→ Brief:
A verbatim copy of the records is required, with all pictures left out.

-------

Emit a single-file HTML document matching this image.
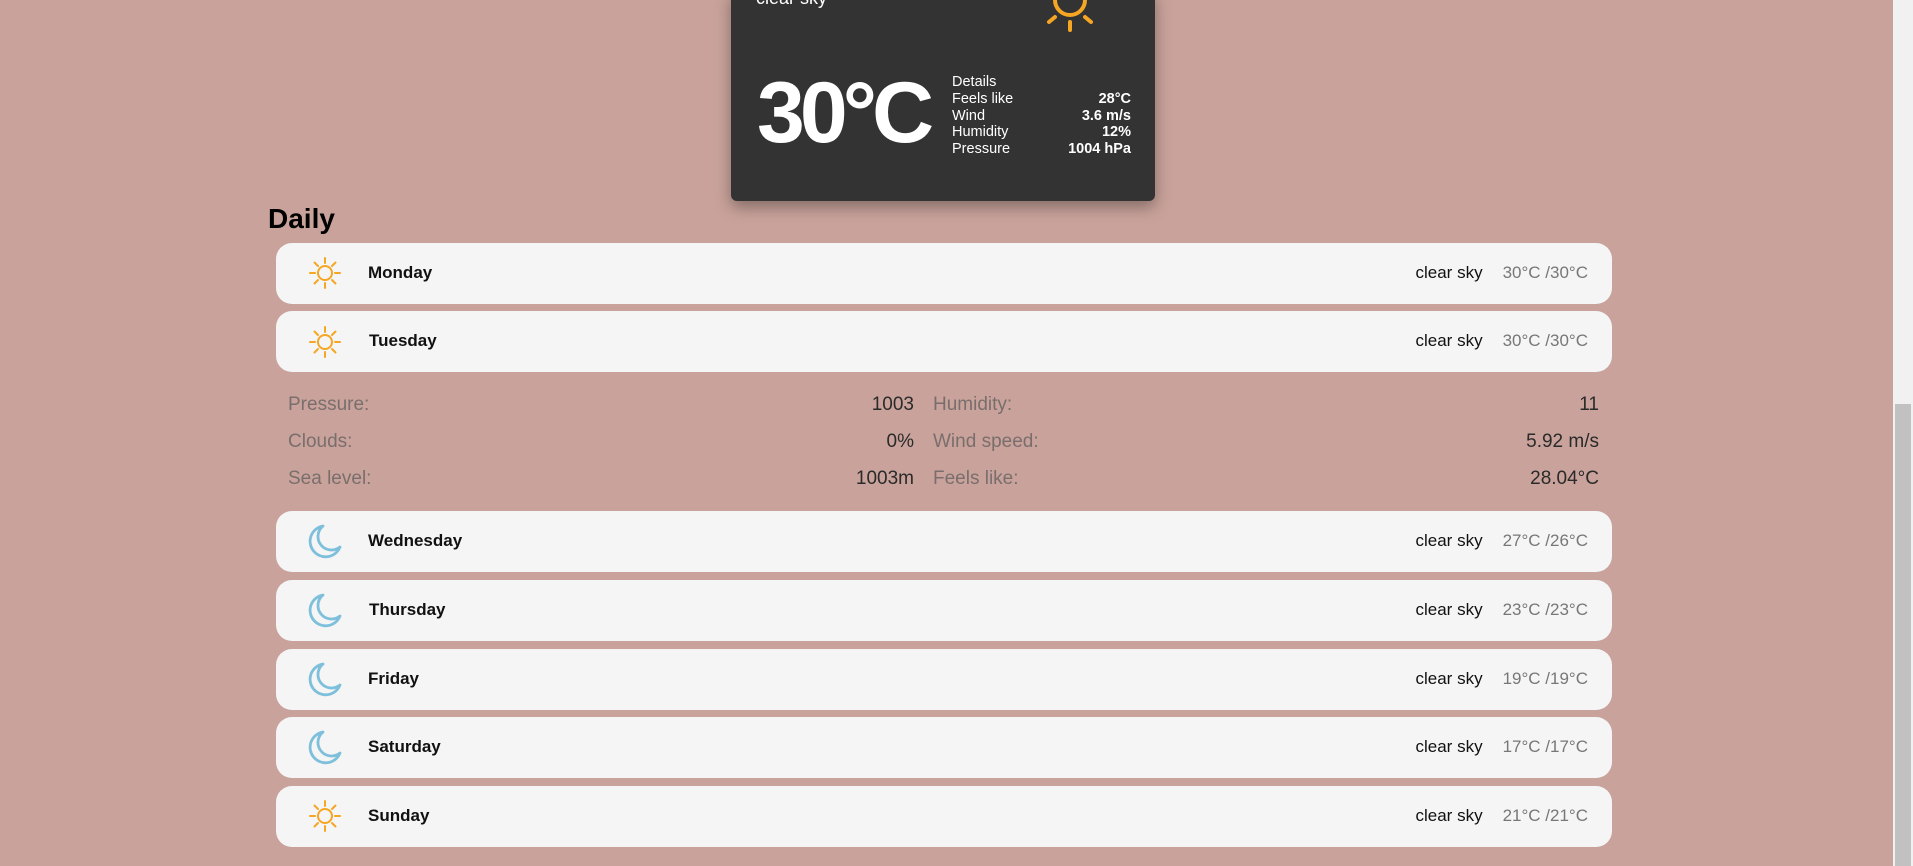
<!DOCTYPE html>
<html><head><meta charset="utf-8"><style>
*{box-sizing:border-box;margin:0;padding:0}
body{width:1913px;height:866px;overflow:hidden;background:#c9a39b;font-family:"Liberation Sans",Arial,sans-serif;position:relative}
.sb{position:absolute;left:1893px;top:0;width:20px;height:866px;background:#f1f1f1}
.th{position:absolute;left:1895px;top:404px;width:16px;height:462px;background:#c1c1c1}
.card{position:absolute;left:731px;top:-10px;width:424px;height:211px;background:#333;border-radius:6px;box-shadow:0 6px 16px rgba(0,0,0,.35);color:#fff}
.big{position:absolute;left:26px;top:73px;font-size:86px;font-weight:bold;letter-spacing:-5px;line-height:100px}
.det{position:absolute;left:221px;top:84px;width:179px;font-size:14.5px;line-height:16.8px}
.det div{display:flex;justify-content:space-between}
.det b{font-weight:bold}
h2{position:absolute;left:268px;top:203px;font-size:28px;font-weight:bold;color:#000}
.row{position:absolute;left:276px;width:1336px;height:61px;background:#f5f5f5;border-radius:16px}
.row svg{position:absolute;left:305px}
.row .d{position:absolute;left:92px;top:20px;font-size:17px;font-weight:bold;color:#111}
.row .r{position:absolute;right:24px;top:20px;font-size:17px;color:#111}
.row .r span{color:#777;margin-left:20px}
.ex{position:absolute;font-size:19px}
.l{color:#7a6e6c}.v{color:#2a2a2a;text-align:right}
</style></head><body>
<div class="card">
<div style="position:absolute;left:25px;top:-2px;font-size:18px">clear sky</div>
<svg style="position:absolute;left:300px;top:5px" width="80" height="45" viewBox="0 0 80 45"><g stroke="#f5a623" stroke-width="4" stroke-linecap="round" fill="none"><circle cx="39" cy="5" r="15"/><line x1="39" y1="27" x2="39" y2="35"/><line x1="24" y1="22" x2="18" y2="27"/><line x1="54" y1="22" x2="60" y2="27"/></g></svg>
<div class="big">30°C</div>
<div class="det"><div><span>Details</span></div><div><span>Feels like</span><b>28°C</b></div><div><span>Wind</span><b>3.6 m/s</b></div><div><span>Humidity</span><b>12%</b></div><div><span>Pressure</span><b>1004 hPa</b></div></div>
</div>
<h2>Daily</h2>
<svg width="0" height="0" style="position:absolute"><defs>
<g id="sun"><g stroke="#f5a623" stroke-width="2" stroke-linecap="round" fill="none"><circle cx="0" cy="0" r="7"/><line x1="0" y1="-10" x2="0" y2="-15"/><line x1="0" y1="10" x2="0" y2="15"/><line x1="-10" y1="0" x2="-15" y2="0"/><line x1="10" y1="0" x2="15" y2="0"/><line x1="7" y1="-7" x2="10.5" y2="-10.5"/><line x1="-7" y1="-7" x2="-10.5" y2="-10.5"/><line x1="7" y1="7" x2="10.5" y2="10.5"/><line x1="-7" y1="7" x2="-10.5" y2="10.5"/></g></g>
<g id="moon"><path d="M-2,-15 A15.5,15.5 0 1 0 15,6 A13,13 0 0 1 -2,-15 Z" fill="none" stroke="#7ec0dc" stroke-width="2.8" stroke-linejoin="round"/></g>
</defs></svg>

<div class="row" style="top:243px"><svg style="left:29px;top:10px" width="40" height="40" viewBox="-20 -20 40 40"><use href="#sun"/></svg><div class="d">Monday</div><div class="r">clear sky<span>30°C /30°C</span></div></div>
<div class="row" style="top:311px"><svg style="left:29px;top:11px" width="40" height="40" viewBox="-20 -20 40 40"><use href="#sun"/></svg><div class="d" style="left:93px">Tuesday</div><div class="r">clear sky<span>30°C /30°C</span></div></div>

<div class="ex l" style="left:288px;top:394px">Pressure:</div><div class="ex v" style="left:800px;width:114px;top:394px">1003</div>
<div class="ex l" style="left:933px;top:394px">Humidity:</div><div class="ex v" style="left:1450px;width:149px;top:394px">11</div>
<div class="ex l" style="left:288px;top:431px">Clouds:</div><div class="ex v" style="left:800px;width:114px;top:431px">0%</div>
<div class="ex l" style="left:933px;top:431px">Wind speed:</div><div class="ex v" style="left:1450px;width:149px;top:431px">5.92 m/s</div>
<div class="ex l" style="left:288px;top:468px">Sea level:</div><div class="ex v" style="left:800px;width:114px;top:468px">1003m</div>
<div class="ex l" style="left:933px;top:468px">Feels like:</div><div class="ex v" style="left:1450px;width:149px;top:468px">28.04°C</div>

<div class="row" style="top:511px"><svg style="left:29px;top:10px" width="40" height="40" viewBox="-20 -20 40 40"><use href="#moon"/></svg><div class="d">Wednesday</div><div class="r">clear sky<span>27°C /26°C</span></div></div>
<div class="row" style="top:580px"><svg style="left:29px;top:10px" width="40" height="40" viewBox="-20 -20 40 40"><use href="#moon"/></svg><div class="d" style="left:93px">Thursday</div><div class="r">clear sky<span>23°C /23°C</span></div></div>
<div class="row" style="top:649px"><svg style="left:29px;top:10px" width="40" height="40" viewBox="-20 -20 40 40"><use href="#moon"/></svg><div class="d">Friday</div><div class="r">clear sky<span>19°C /19°C</span></div></div>
<div class="row" style="top:717px"><svg style="left:29px;top:10px" width="40" height="40" viewBox="-20 -20 40 40"><use href="#moon"/></svg><div class="d">Saturday</div><div class="r">clear sky<span>17°C /17°C</span></div></div>
<div class="row" style="top:786px"><svg style="left:29px;top:10px" width="40" height="40" viewBox="-20 -20 40 40"><use href="#sun"/></svg><div class="d">Sunday</div><div class="r">clear sky<span>21°C /21°C</span></div></div>

<div class="sb"></div><div class="th"></div>
</body></html>
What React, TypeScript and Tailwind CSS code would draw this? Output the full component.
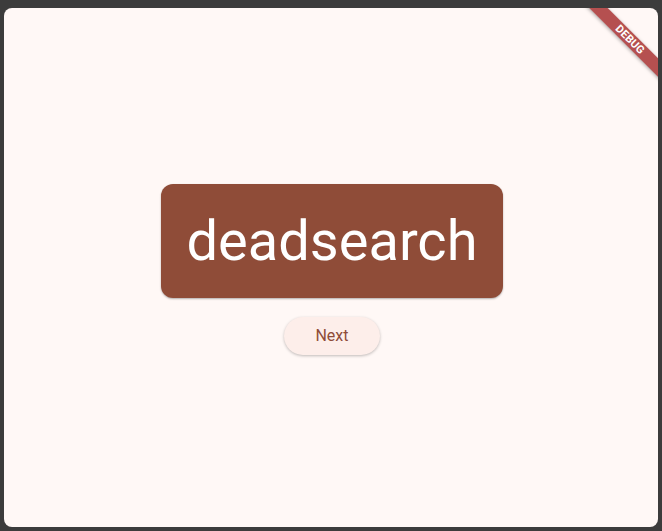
export default function App() {
  return (
    <div className="h-[531px] w-[662px] bg-[#3c3c3c] pt-[8px] pl-[4px] pr-[4px] pb-[4px] font-['Roboto',sans-serif]">
      <div className="relative flex h-full w-full flex-col items-center justify-center gap-[19px] overflow-hidden rounded-[8px] bg-[#fff8f6] pt-[4px] pl-[2px]">
        <div className="flex h-[114px] w-[342px] items-center justify-center rounded-[12px] bg-[#8f4c38] shadow-[0_1px_2px_rgba(0,0,0,0.3)]">
          <span className="text-[56px] leading-none text-white">deadsearch</span>
        </div>
        <button className="flex h-[38px] w-[96px] items-center justify-center rounded-full bg-[#fdeeea] text-[16px] text-[#8f4c38] shadow-[0_1px_3px_rgba(0,0,0,0.25)]">
          Next
        </button>
        <div className="absolute right-[-34px] top-[25px] flex h-[13px] w-[124px] rotate-45 items-center justify-center bg-[#a83232]/[0.85] shadow-[0_1px_4px_rgba(0,0,0,0.35)]">
          <span className="text-[11px] font-bold leading-none tracking-[0.2px] text-white">DEBUG</span>
        </div>
      </div>
    </div>
  );
}
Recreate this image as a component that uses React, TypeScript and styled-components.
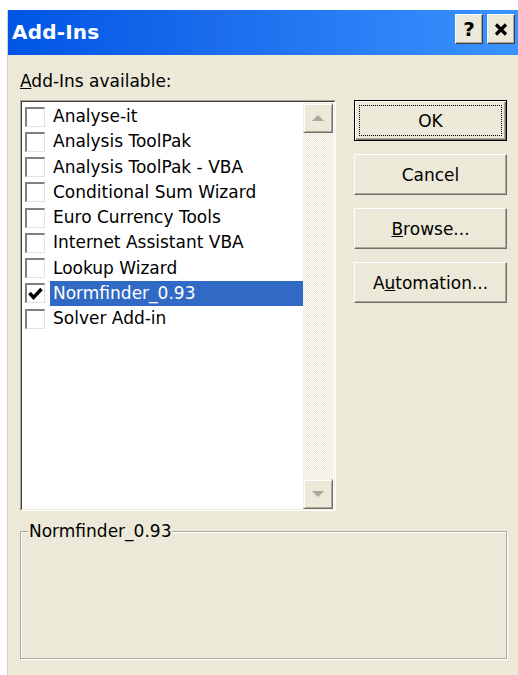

-------

→ Task output:
Emit a single-file HTML document matching this image.
<!DOCTYPE html>
<html><head><meta charset="utf-8"><style>
*{box-sizing:border-box;margin:0;padding:0}
body{width:1913px;height:866px;overflow:hidden;background:#c9a39b;font-family:"Liberation Sans",Arial,sans-serif;position:relative}
.sb{position:absolute;left:1893px;top:0;width:20px;height:866px;background:#f1f1f1}
.th{position:absolute;left:1895px;top:404px;width:16px;height:462px;background:#c1c1c1}
.card{position:absolute;left:731px;top:-10px;width:424px;height:211px;background:#333;border-radius:6px;box-shadow:0 6px 16px rgba(0,0,0,.35);color:#fff}
.big{position:absolute;left:26px;top:73px;font-size:86px;font-weight:bold;letter-spacing:-5px;line-height:100px}
.det{position:absolute;left:221px;top:84px;width:179px;font-size:14.5px;line-height:16.8px}
.det div{display:flex;justify-content:space-between}
.det b{font-weight:bold}
h2{position:absolute;left:268px;top:203px;font-size:28px;font-weight:bold;color:#000}
.row{position:absolute;left:276px;width:1336px;height:61px;background:#f5f5f5;border-radius:16px}
.row svg{position:absolute;left:305px}
.row .d{position:absolute;left:92px;top:20px;font-size:17px;font-weight:bold;color:#111}
.row .r{position:absolute;right:24px;top:20px;font-size:17px;color:#111}
.row .r span{color:#777;margin-left:20px}
.ex{position:absolute;font-size:19px}
.l{color:#7a6e6c}.v{color:#2a2a2a;text-align:right}
</style></head><body>
<div class="card">
<div style="position:absolute;left:25px;top:-2px;font-size:18px">clear sky</div>
<svg style="position:absolute;left:300px;top:5px" width="80" height="45" viewBox="0 0 80 45"><g stroke="#f5a623" stroke-width="4" stroke-linecap="round" fill="none"><circle cx="39" cy="5" r="15"/><line x1="39" y1="27" x2="39" y2="35"/><line x1="24" y1="22" x2="18" y2="27"/><line x1="54" y1="22" x2="60" y2="27"/></g></svg>
<div class="big">30°C</div>
<div class="det"><div><span>Details</span></div><div><span>Feels like</span><b>28°C</b></div><div><span>Wind</span><b>3.6 m/s</b></div><div><span>Humidity</span><b>12%</b></div><div><span>Pressure</span><b>1004 hPa</b></div></div>
</div>
<h2>Daily</h2>
<svg width="0" height="0" style="position:absolute"><defs>
<g id="sun"><g stroke="#f5a623" stroke-width="2" stroke-linecap="round" fill="none"><circle cx="0" cy="0" r="7"/><line x1="0" y1="-10" x2="0" y2="-15"/><line x1="0" y1="10" x2="0" y2="15"/><line x1="-10" y1="0" x2="-15" y2="0"/><line x1="10" y1="0" x2="15" y2="0"/><line x1="7" y1="-7" x2="10.5" y2="-10.5"/><line x1="-7" y1="-7" x2="-10.5" y2="-10.5"/><line x1="7" y1="7" x2="10.5" y2="10.5"/><line x1="-7" y1="7" x2="-10.5" y2="10.5"/></g></g>
<g id="moon"><path d="M-2,-15 A15.5,15.5 0 1 0 15,6 A13,13 0 0 1 -2,-15 Z" fill="none" stroke="#7ec0dc" stroke-width="2.8" stroke-linejoin="round"/></g>
</defs></svg>

<div class="row" style="top:243px"><svg style="left:29px;top:10px" width="40" height="40" viewBox="-20 -20 40 40"><use href="#sun"/></svg><div class="d">Monday</div><div class="r">clear sky<span>30°C /30°C</span></div></div>
<div class="row" style="top:311px"><svg style="left:29px;top:11px" width="40" height="40" viewBox="-20 -20 40 40"><use href="#sun"/></svg><div class="d" style="left:93px">Tuesday</div><div class="r">clear sky<span>30°C /30°C</span></div></div>

<div class="ex l" style="left:288px;top:394px">Pressure:</div><div class="ex v" style="left:800px;width:114px;top:394px">1003</div>
<div class="ex l" style="left:933px;top:394px">Humidity:</div><div class="ex v" style="left:1450px;width:149px;top:394px">11</div>
<div class="ex l" style="left:288px;top:431px">Clouds:</div><div class="ex v" style="left:800px;width:114px;top:431px">0%</div>
<div class="ex l" style="left:933px;top:431px">Wind speed:</div><div class="ex v" style="left:1450px;width:149px;top:431px">5.92 m/s</div>
<div class="ex l" style="left:288px;top:468px">Sea level:</div><div class="ex v" style="left:800px;width:114px;top:468px">1003m</div>
<div class="ex l" style="left:933px;top:468px">Feels like:</div><div class="ex v" style="left:1450px;width:149px;top:468px">28.04°C</div>

<div class="row" style="top:511px"><svg style="left:29px;top:10px" width="40" height="40" viewBox="-20 -20 40 40"><use href="#moon"/></svg><div class="d">Wednesday</div><div class="r">clear sky<span>27°C /26°C</span></div></div>
<div class="row" style="top:580px"><svg style="left:29px;top:10px" width="40" height="40" viewBox="-20 -20 40 40"><use href="#moon"/></svg><div class="d" style="left:93px">Thursday</div><div class="r">clear sky<span>23°C /23°C</span></div></div>
<div class="row" style="top:649px"><svg style="left:29px;top:10px" width="40" height="40" viewBox="-20 -20 40 40"><use href="#moon"/></svg><div class="d">Friday</div><div class="r">clear sky<span>19°C /19°C</span></div></div>
<div class="row" style="top:717px"><svg style="left:29px;top:10px" width="40" height="40" viewBox="-20 -20 40 40"><use href="#moon"/></svg><div class="d">Saturday</div><div class="r">clear sky<span>17°C /17°C</span></div></div>
<div class="row" style="top:786px"><svg style="left:29px;top:10px" width="40" height="40" viewBox="-20 -20 40 40"><use href="#sun"/></svg><div class="d">Sunday</div><div class="r">clear sky<span>21°C /21°C</span></div></div>

<div class="sb"></div><div class="th"></div>
</body></html>
What React, TypeScript and Tailwind CSS code would draw this? Output the full component.
export default function App() {
  return (
    <div className="h-[531px] w-[662px] bg-[#3c3c3c] pt-[8px] pl-[4px] pr-[4px] pb-[4px] font-['Roboto',sans-serif]">
      <div className="relative flex h-full w-full flex-col items-center justify-center gap-[19px] overflow-hidden rounded-[8px] bg-[#fff8f6] pt-[4px] pl-[2px]">
        <div className="flex h-[114px] w-[342px] items-center justify-center rounded-[12px] bg-[#8f4c38] shadow-[0_1px_2px_rgba(0,0,0,0.3)]">
          <span className="text-[56px] leading-none text-white">deadsearch</span>
        </div>
        <button className="flex h-[38px] w-[96px] items-center justify-center rounded-full bg-[#fdeeea] text-[16px] text-[#8f4c38] shadow-[0_1px_3px_rgba(0,0,0,0.25)]">
          Next
        </button>
        <div className="absolute right-[-34px] top-[25px] flex h-[13px] w-[124px] rotate-45 items-center justify-center bg-[#a83232]/[0.85] shadow-[0_1px_4px_rgba(0,0,0,0.35)]">
          <span className="text-[11px] font-bold leading-none tracking-[0.2px] text-white">DEBUG</span>
        </div>
      </div>
    </div>
  );
}
Recreate this image as a component that uses React, TypeScript and styled-components.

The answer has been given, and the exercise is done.